State, federal law enforcement agree on plan to tackle organised crime.

Australian law enforcement agencies have collectively backed a plan to build a national facial recognition database that will match faces to images on passports, visas and driver’s licences in an effort to stamp out organised crime.

Attorneys-General and police ministers from the Commonwealth, states and territories met in Canberra today to agree on a coordinated plan to combat cross-border criminal networks (pdf).

The 2015-18 strategy will prioritise information sharing capabilities and the battle against cybercrime, including agreement to “explore” a national facial biometric matching capability.

“This will assist agencies to combat the increasingly sophisticated use of fraudulent identities by organised crime groups,” the document states.

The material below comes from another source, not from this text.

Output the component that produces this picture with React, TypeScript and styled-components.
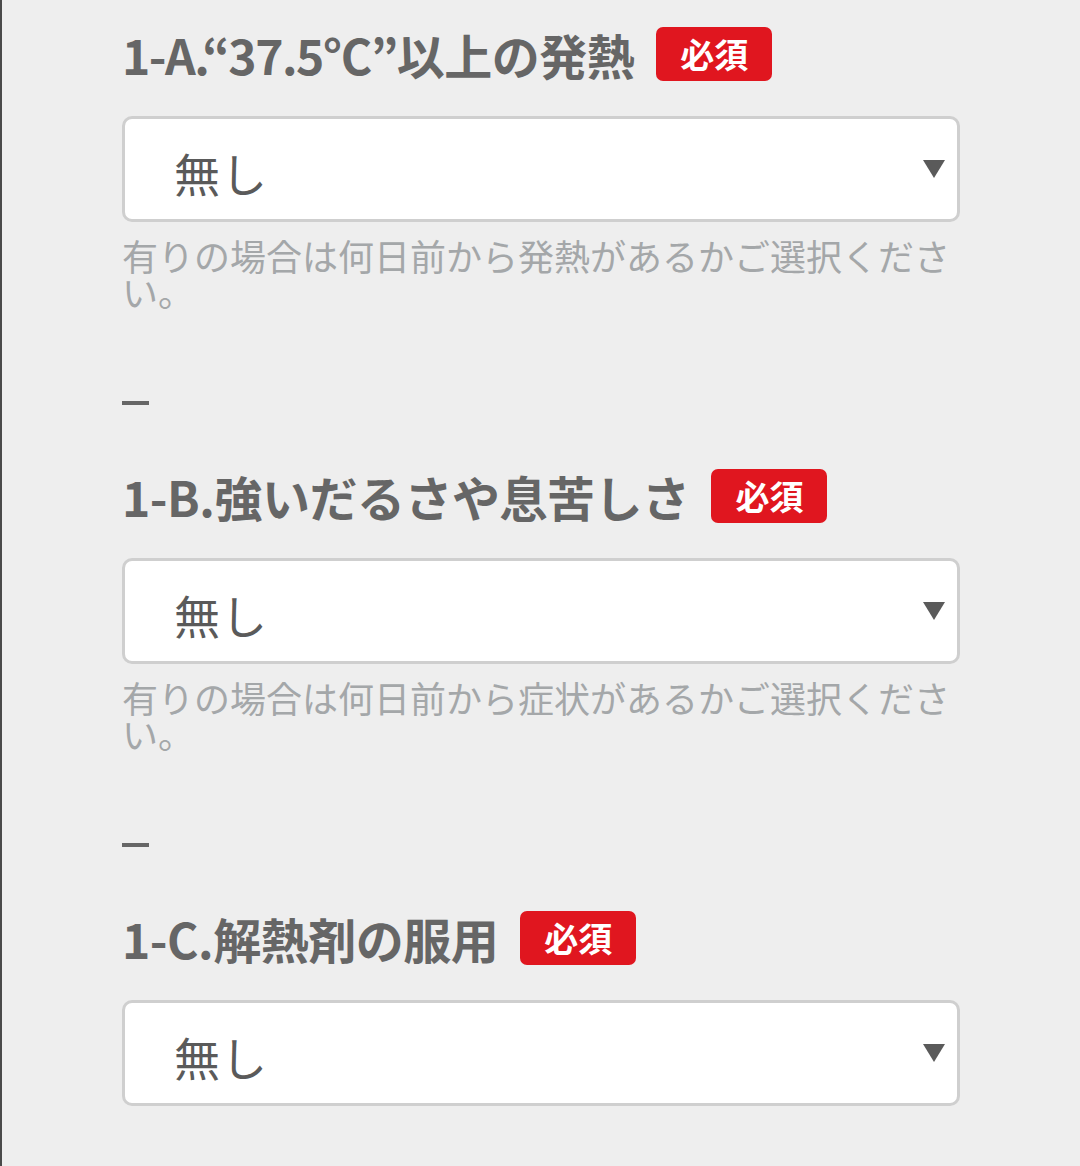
import React from "react";
import styled, { createGlobalStyle } from "styled-components";

const Global = createGlobalStyle`
  html, body { margin: 0; padding: 0; background: #eeeeee; }
  body { font-family: "Noto Sans CJK JP", "Noto Sans", sans-serif; }
`;

const Page = styled.div`
  min-height: 1166px;
  box-sizing: border-box;
  background: #eeeeee;
  border-left: 2px solid #4a4a4a;
  padding: 27px 0 0 120px;
`;

const Form = styled.div`
  width: 838px;
  display: flex;
  flex-direction: column;
`;

const Section = styled.section`
  display: flex;
  flex-direction: column;
`;

const HeadingRow = styled.div`
  display: flex;
  align-items: center;
  gap: 22px;
  height: 54px;
`;

const Heading = styled.h2`
  margin: 0;
  font-size: 48px;
  line-height: 54px;
  font-weight: 700;
  color: #666666;
  letter-spacing: -0.5px;
  white-space: nowrap;
`;

const Latin = styled.span`
  letter-spacing: -1.5px;
`;

const Badge = styled.span`
  display: inline-flex;
  align-items: center;
  justify-content: center;
  width: 116px;
  height: 54px;
  border-radius: 7px;
  background: #e0161f;
  color: #ffffff;
  font-size: 34px;
  font-weight: 700;
  line-height: 1;
`;

const Select = styled.div`
  margin-top: 35px;
  height: 106px;
  box-sizing: border-box;
  border: 3px solid #cfcfcf;
  border-radius: 10px;
  background: #ffffff;
  display: flex;
  align-items: center;
  justify-content: space-between;
  padding: 6px 12px 0 49px;
`;

const Value = styled.span`
  font-size: 46px;
  color: #5a5a5a;
  letter-spacing: 1px;
`;

const Arrow = styled.svg`
  width: 22px;
  height: 18px;
  margin-bottom: 6px;
`;

const Help = styled.p`
  margin: 15px 0 0;
  font-size: 36px;
  line-height: 36px;
  color: #a4a7a9;
  font-weight: 400;
`;

const Divider = styled.div`
  margin-top: 92px;
  width: 27px;
  height: 4px;
  background: #666666;
  margin-bottom: 64px;
`;

type Item = { prefix: string; title: string; help?: string };

const items: Item[] = [
  { prefix: "1-A.“37.5°C”", title: "以上の発熱", help: "有りの場合は何日前から発熱があるかご選択ください。" },
  { prefix: "1-B.", title: "強いだるさや息苦しさ", help: "有りの場合は何日前から症状があるかご選択ください。" },
  { prefix: "1-C.", title: "解熱剤の服用" },
];

export default function App() {
  return (
    <>
      <Global />
      <Page>
        <Form>
          {items.map((it) => (
            <Section key={it.prefix}>
              <HeadingRow>
                <Heading>
                  {it.prefix.length > 4 ? <Latin>{it.prefix}</Latin> : it.prefix}
                  {it.title}
                </Heading>
                <Badge>必須</Badge>
              </HeadingRow>
              <Select>
                <Value>無し</Value>
                <Arrow viewBox="0 0 22 18">
                  <polygon points="0,0 22,0 11,18" fill="#5a5a5a" />
                </Arrow>
              </Select>
              {it.help && (
                <>
                  <Help>{it.help}</Help>
                  <Divider />
                </>
              )}
            </Section>
          ))}
        </Form>
      </Page>
    </>
  );
}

The intergovernmental group also resolved to fast-track the development of a national firearms interface (NFI) that will hold a record of every gun in Australia “detailing every event in a firearm’s existence and providing the ability to trace the firearm from foundry to furnace".

The NFI was given the green light back in 2012 but has yet to get up and running, despite lobbying from the law enforcement community.

The plan also makes a handful of vague commitments to erasing legislative and cultural barriers that currently stop state and federal police forces from exchanging critical information.

It picks out encryption, digital currencies and the dark web as other key threats to national law enforcement.

It states that encrypted communication "enables crime to be committed remotely and with relative anonymity - characteristics that are attractive to serious and organised crime groups as they make the identification and prosecution of the offenders more difficult”.

The strategy also draws attention to virtual currencies such as Bitcoin which “can fall outside the anti-money laundering and counter-terrorism financing regulatory framework”.

Law enforcement agencies, such anti-money laundering authority AUSTRAC and several banks, however, have all insisted that they don’t yet see Bitcoin as posing a significant threat to Australian financial regulations.